刺されたショックに痛みから声を出そうにも言葉が喉から出てこない。
刺された箇所はここだぞと言わんばかりに熱く感じる。
「あぁ……あああ! い…痛いよね! す…すぐ抜くから待ってね!」
刃物が刺さった場合、抜くのは良くない。刺さるだけでも十分に体の中を傷つけ、出血してしまっているが、刺さったままなら傷を塞ぐ役割も果たしているため、抜いてしまうよりも出血を抑えることが出来る。
また、無闇に抜いてしまうと、同時に体内をより傷つけてしまうので、更なる出血を誘発してしまうので、治療できる環境が整うまではそのままにしている方が良い。
刺されても抜くな。これは一般常識だと思われている。しかしその常識も物騒すぎる常識であるがゆえ、滅多に使う事がない知恵。だから、この場でも通用しなかった。
「まっ…」
待ってと言い切る前にケイリーの手によってタケルの体からナイフを抜かれてしまう。
「いぎゃぁあああああ!!! 痛い! 痛い! 痛いぃいいいぃいいぃい!あぎゃぁあああぁぁぁああ!!」
洒落になる痛みではない。両手で痛みを耐えるために傷口を押さえるが血は止まってくれない。ケイリーを見るも怯えた表情をし、カタカタと震えながら左腕を押さえ、こちらを見ている。

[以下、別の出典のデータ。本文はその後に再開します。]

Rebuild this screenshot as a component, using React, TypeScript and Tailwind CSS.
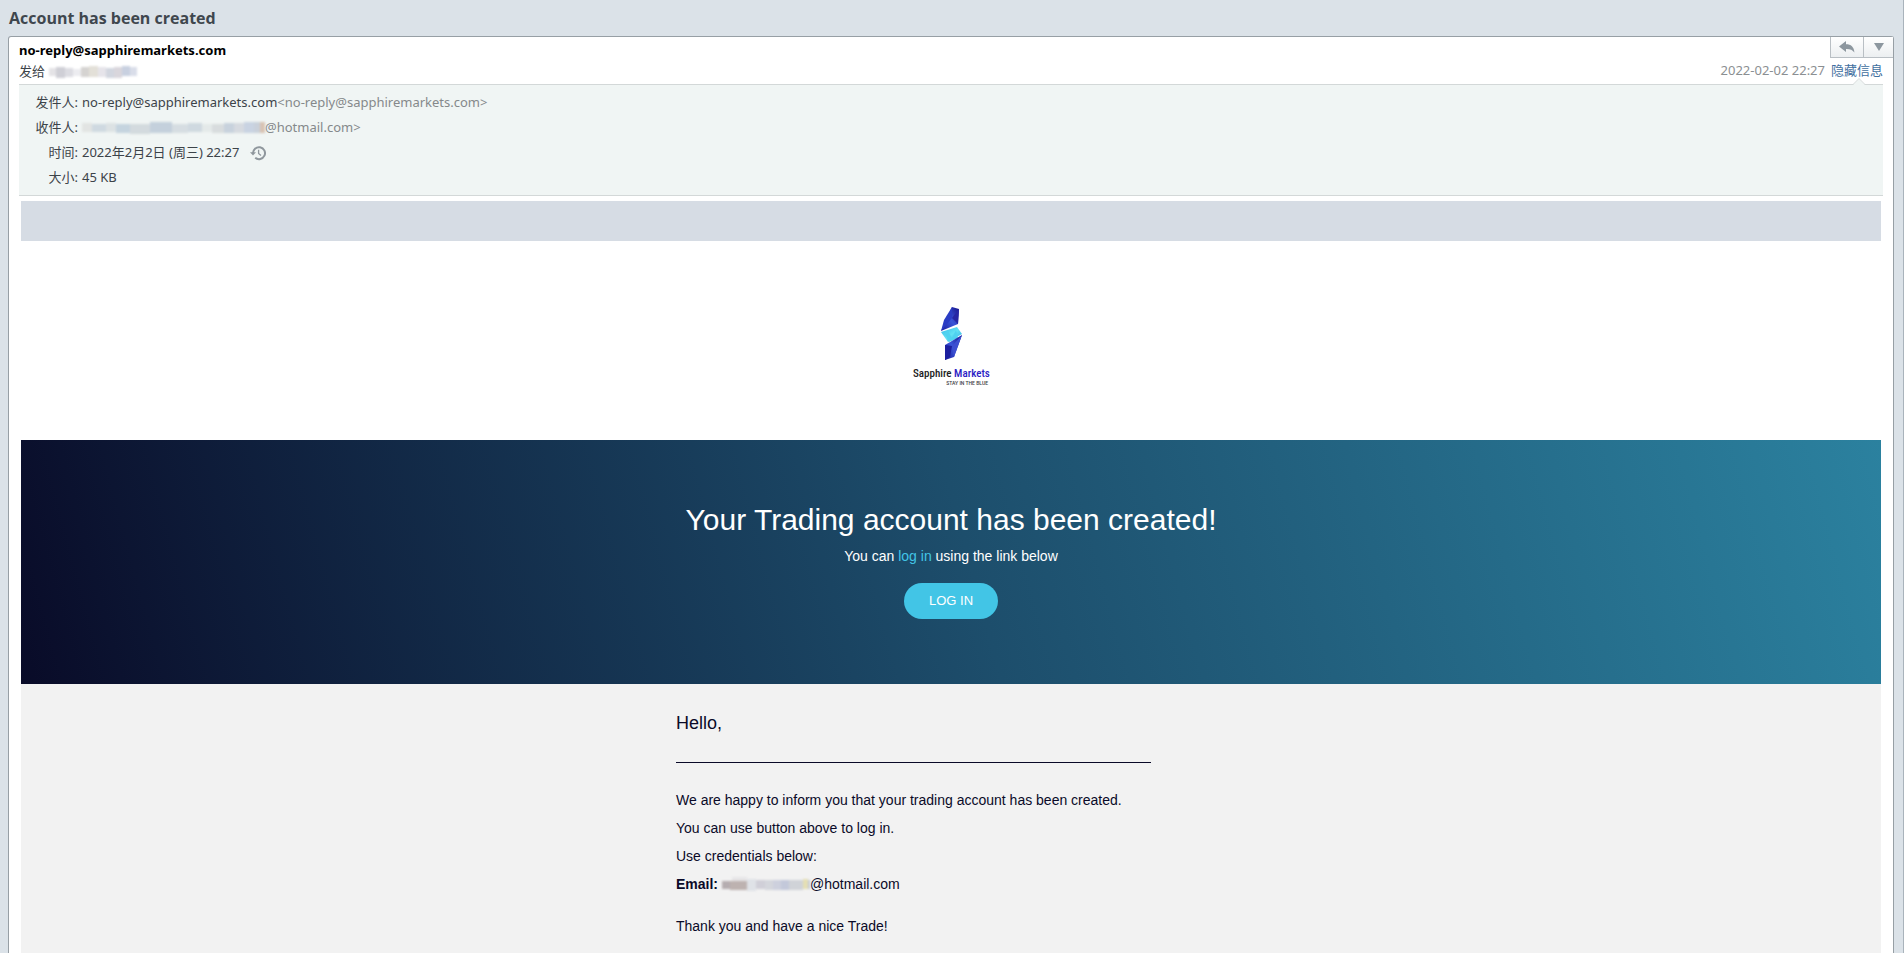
import type { ReactNode } from 'react'

type Cell = { x: number; y: number; w: number; h: number; fill: string }

const nameCells: Cell[] = [
  { x: 0, y: 3, w: 8, h: 8, fill: '#e4e3e6' },
  { x: 7, y: 2, w: 9, h: 11, fill: '#cfcfd6' },
  { x: 16, y: 3, w: 8, h: 9, fill: '#dcdce2' },
  { x: 24, y: 4, w: 8, h: 7, fill: '#ececf0' },
  { x: 32, y: 2, w: 8, h: 10, fill: '#d5d3d1' },
  { x: 40, y: 1, w: 9, h: 11, fill: '#e3e0d8' },
  { x: 49, y: 2, w: 8, h: 10, fill: '#e6e4ea' },
  { x: 57, y: 3, w: 8, h: 10, fill: '#d2d6df' },
  { x: 65, y: 2, w: 8, h: 11, fill: '#d9d6dc' },
  { x: 73, y: 1, w: 8, h: 10, fill: '#c8d0e0' },
  { x: 81, y: 2, w: 7, h: 9, fill: '#d9dde9' },
]

const recipientCells: Cell[] = [
  { x: 0, y: 2, w: 10, h: 9, fill: '#e2e4e3' },
  { x: 10, y: 3, w: 14, h: 8, fill: '#cfd9e1' },
  { x: 24, y: 2, w: 10, h: 9, fill: '#dce2e4' },
  { x: 34, y: 3, w: 14, h: 9, fill: '#c5d4df' },
  { x: 48, y: 3, w: 20, h: 10, fill: '#d3dade' },
  { x: 68, y: 1, w: 22, h: 11, fill: '#c4d0dc' },
  { x: 90, y: 3, w: 16, h: 9, fill: '#d6dde2' },
  { x: 106, y: 2, w: 14, h: 9, fill: '#cfd9e0' },
  { x: 120, y: 3, w: 10, h: 8, fill: '#e4e9e9' },
  { x: 130, y: 3, w: 12, h: 9, fill: '#d8dcde' },
  { x: 142, y: 2, w: 10, h: 10, fill: '#c8d2dd' },
  { x: 152, y: 2, w: 10, h: 10, fill: '#d6dae0' },
  { x: 162, y: 1, w: 10, h: 11, fill: '#c9d3e2' },
  { x: 172, y: 1, w: 6, h: 11, fill: '#c9d0da' },
  { x: 178, y: 1, w: 5, h: 11, fill: '#d8c3b4' },
]

const emailCells: Cell[] = [
  { x: 0, y: 4, w: 8, h: 8, fill: '#b5adb0' },
  { x: 8, y: 4, w: 17, h: 9, fill: '#bdb2b0' },
  { x: 10, y: 0, w: 15, h: 4, fill: '#e6e5e7' },
  { x: 25, y: 2, w: 9, h: 12, fill: '#dfe2e7' },
  { x: 34, y: 3, w: 9, h: 9, fill: '#d0cfd8' },
  { x: 43, y: 3, w: 8, h: 10, fill: '#d4d6dc' },
  { x: 51, y: 3, w: 8, h: 10, fill: '#cdd0dd' },
  { x: 59, y: 3, w: 8, h: 10, fill: '#c3c8da' },
  { x: 67, y: 3, w: 14, h: 10, fill: '#d0d3d8' },
  { x: 81, y: 2, w: 5, h: 10, fill: '#e5dfb4' },
  { x: 86, y: 3, w: 2, h: 9, fill: '#c3c9d8' },
]

// Redacted part of a name or an address. The cells run into each other a little.
function Mosaic({ cells, width }: { cells: Cell[]; width: number }) {
  return (
    <svg width={width} height={14} className="shrink-0 overflow-visible blur-[1px]" aria-hidden>
      {cells.map((c) => (
        <rect key={`${c.x}-${c.y}`} x={c.x} y={c.y} width={c.w} height={c.h} fill={c.fill} />
      ))}
    </svg>
  )
}

function Logo() {
  return (
    <svg width="80" height="82" viewBox="0 0 80 82" role="img" aria-label="Sapphire Markets">
      <defs>
        <linearGradient id="top" x1="0" y1="1" x2="1" y2="0">
          <stop offset="0" stopColor="#1b1d9c" />
          <stop offset="0.5" stopColor="#3a55d8" />
          <stop offset="1" stopColor="#17128a" />
        </linearGradient>
        <linearGradient id="mid" x1="0" y1="0" x2="1" y2="1">
          <stop offset="0" stopColor="#35b9e8" />
          <stop offset="0.5" stopColor="#62e2f4" />
          <stop offset="1" stopColor="#2fa5e0" />
        </linearGradient>
      </defs>
      <path d="M41 1 48 3 47 18 30 25Z" fill="url(#top)" />
      <path d="M41 1 41 12 30 25 33 14Z" fill="#2a3cc4" />
      <path d="M41 12 48 3 47 18Z" fill="#2626a4" />
      <path d="M30 26 46 21 51 28 37 36Z" fill="url(#mid)" />
      <path d="m37 25 4 7 4-8 2 8-9 4-4-8Z" fill="#4fd2f0" />
      <path d="M51 29 43 51 34 54 34 39Z" fill="url(#top)" />
      <path d="m34 39 7 1-2 11-5 3Z" fill="#1c1f9f" />
      <path d="M51 29 41 40 43 51Z" fill="#3d4fd0" />
      <text
        x="2"
        y="71"
        fontSize="11"
        fontWeight="500"
        fill="#1b1b22"
        fontFamily='"Roboto Condensed", Roboto, sans-serif'
      >
        Sapphire <tspan fill="#2c22c4">Markets</tspan>
      </text>
      <text x="77" y="79" fontSize="5" fontWeight="500" textAnchor="end" fill="#3c3c44" fontFamily="Roboto, sans-serif">
        STAY IN THE BLUE
      </text>
    </svg>
  )
}

function HistoryIcon() {
  return (
    <svg width="16" height="16" viewBox="0 0 16 16" fill="none" stroke="#8f979d" strokeWidth="2" aria-hidden>
      <path d="M3 8.5A6 6 0 1 1 5.2 12.8" />
      <path d="M0 7.200h6L3 10.600Z" fill="#8f979d" stroke="none" />
      <path d="M8.600 4.800V8.400L11 10.400" strokeWidth="1.300" />
    </svg>
  )
}

function Row({ label, children }: { label: string; children: ReactNode }) {
  return (
    <div className="flex h-[25px] items-center">
      <dt className="w-[63px] shrink-0 pr-1 text-right">{label}:</dt>
      <dd className="flex items-center">{children}</dd>
    </div>
  )
}

function App() {
  return (
    <div className="flex min-h-screen flex-col border-r border-[#a9b3bb] bg-[#dbe2e8] pr-[9px] pl-2 font-['Noto_Sans','Noto_Sans_CJK_SC',sans-serif] text-[13px] text-[#3c4349]">
      <h1 className="flex h-9 items-center pl-px font-['Open_Sans',sans-serif] text-base font-bold text-[#3f474e]">
        Account has been created
      </h1>

      <main className="flex grow flex-col rounded-t-[3px] border border-b-0 border-[#979fa5] bg-white">
        <header className="flex justify-between pl-[10px]">
          <div>
            <p className="pt-[2px] leading-[22px] font-bold text-black">no-reply@sapphiremarkets.com</p>
            <p className="flex h-[22px] items-center gap-1">
              <span>发给</span>
              <Mosaic cells={nameCells} width={90} />
            </p>
          </div>
          <div className="flex flex-col items-end">
            <div className="flex h-[21px] border-b border-l border-[#b9bfc4] bg-gradient-to-b from-white to-[#eceff1]">
              <button type="button" aria-label="Reply" className="flex w-8 items-center justify-center">
                <svg width="16" height="12" viewBox="0 0 16 12" fill="#8d979f">
                  <path d="M7 0v3.200c5 0 8 2.600 8.400 8.300C13.500 8.800 11 7.900 7 8v3L0 5.500Z" />
                </svg>
              </button>
              <button
                type="button"
                aria-label="More"
                className="flex w-[30px] items-center justify-center border-l border-[#b9bfc4]"
              >
                <svg width="10" height="8" viewBox="0 0 10 8" fill="#8d979f">
                  <path d="M0 0h10L5 8Z" />
                </svg>
              </button>
            </div>
            <p className="flex h-[26px] items-center gap-[6px] pr-[10px] text-[#8b8f92]">
              <time>2022-02-02 22:27</time>
              <a href="#" className="text-[#3f6f9f]">
                隐藏信息
              </a>
            </p>
          </div>
        </header>

        <section className="relative mx-[10px] border-y border-[#d3d8d8] bg-[#f0f5f4] py-[5px]">
          <svg width="12" height="7" viewBox="0 0 12 7" className="absolute -top-[7px] right-[18px]" aria-hidden>
            <path d="M0 7 6 1l6 6Z" fill="#f0f5f4" />
            <path d="M0 6.500 6 .5l6 6" fill="none" stroke="#d3d8d8" />
          </svg>
          <dl>
            <Row label="发件人">
              no-reply@sapphiremarkets.com<span className="text-[#85898b]">&lt;no-reply@sapphiremarkets.com&gt;</span>
            </Row>
            <Row label="收件人">
              <Mosaic cells={recipientCells} width={183} />
              <span className="text-[#85898b]">@hotmail.com&gt;</span>
            </Row>
            <Row label="时间">
              <span className="pr-[11px]">2022年2月2日 (周三) 22:27</span>
              <HistoryIcon />
            </Row>
            <Row label="大小">45 KB</Row>
          </dl>
        </section>

        <article className="mx-3 mt-[5px] flex grow flex-col font-['Liberation_Sans',Arial,sans-serif] text-[#0a0a28]">
          <div className="h-10 bg-[#d6dce4]" />
          <div className="flex h-[199px] items-center justify-center pt-3">
            <Logo />
          </div>

          <section className="flex h-[244px] flex-col items-center bg-[linear-gradient(75deg,#090b28_0%,#1d4e6c_51%,#2b819f_100%)] pt-[60px] text-white">
            <h2 className="text-[30px] leading-10">Your Trading account has been created!</h2>
            <p className="mt-1 text-sm leading-6">
              You can{' '}
              <a href="#" className="text-[#42c5e6]">
                log in
              </a>{' '}
              using the link below
            </p>
            <a href="#" className="mt-[15px] flex h-9 items-center rounded-full bg-[#42c5e6] px-[25px] text-[13px]">
              LOG IN
            </a>
          </section>

          <section className="grow bg-[#f2f2f2]">
            <div className="mx-auto w-[550px] pt-6 pb-3 text-sm leading-7">
              <p className="text-lg leading-[30px]">Hello,</p>
              <hr className="mt-6 mb-[23px] w-[475px] border-[#0a0a28]" />
              <p>We are happy to inform you that your trading account has been created.</p>
              <p>You can use button above to log in.</p>
              <p>Use credentials below:</p>
              <p className="flex items-center">
                <strong className="pr-1">Email:</strong>
                <Mosaic cells={emailCells} width={88} />
                @hotmail.com
              </p>
              <p className="mt-[14px]">Thank you and have a nice Trade!</p>
            </div>
          </section>
        </article>
      </main>
    </div>
  )
}

export default App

先ほどまで刺さっていたナイフは地面に落とし転がっている。ケイリーを見つけた時点で、握りしめていたものを取り上げてしまっていれば避けれた事柄。それを怠ってしまったタケルの考えの甘さによる事故。
自身のもっていたナイフで、自身の手によって、目の前の人物が死にそうになっている。血も絶え間なく出続けている現状にケイリーはこれまで見せたことがないほど怯える子供の表情を見せる。
いくら大人ぶっていても、タケルよりも年下の子供であるのは違いないのだ。
食事として獣を捌くことと、人を切ることでは全く違う意味合いになる。
恐怖からなのか、罪悪感からなのかケイリーも戸惑いを隠せない。
「ぁ…あぁあぁあ……」
「……ケイリィイ…ィ……」
会話すらままならない。タケルにとってそんなつもりになくても、ケイリーにとってタケルから名前を呼ばれる声は恨みの籠もった声に聞こえていただろう。顔はよくもやってくれたな、やりかえしてやる。そんな風に捉えられるほどこわばっていたかもしれない。
「ひ……ひと…呼んでくるから! す…すぐ戻ってくるからぁ!」
この場から逃げるためなのか、はっと思い出したようにケイリーは行動に移す。
待ってくれ、こんな場所で1人にしないでくれ。痛くて言葉がでない。
思いは伝わらず、ケイリーはケガをしている左手を押さえながら暗闇の中に身を隠していく。
ドサリと手で傷口を押さえながら仰向けに倒れる。少しでも楽な体勢になればいいと思ったからだ。
「うそ……だよ…な…」
こんなところで終わるなんて嘘に決まっている。
人は簡単には死なないはずだ、なんたって異世界だ。これぐらいのケガあっさりと直して貰えるだろ。
服は血で真っ赤に染まり、顔は涙と鼻水で濡らす。
それもケイリーが誰かを連れてきてくれるまでの辛抱だと信じて。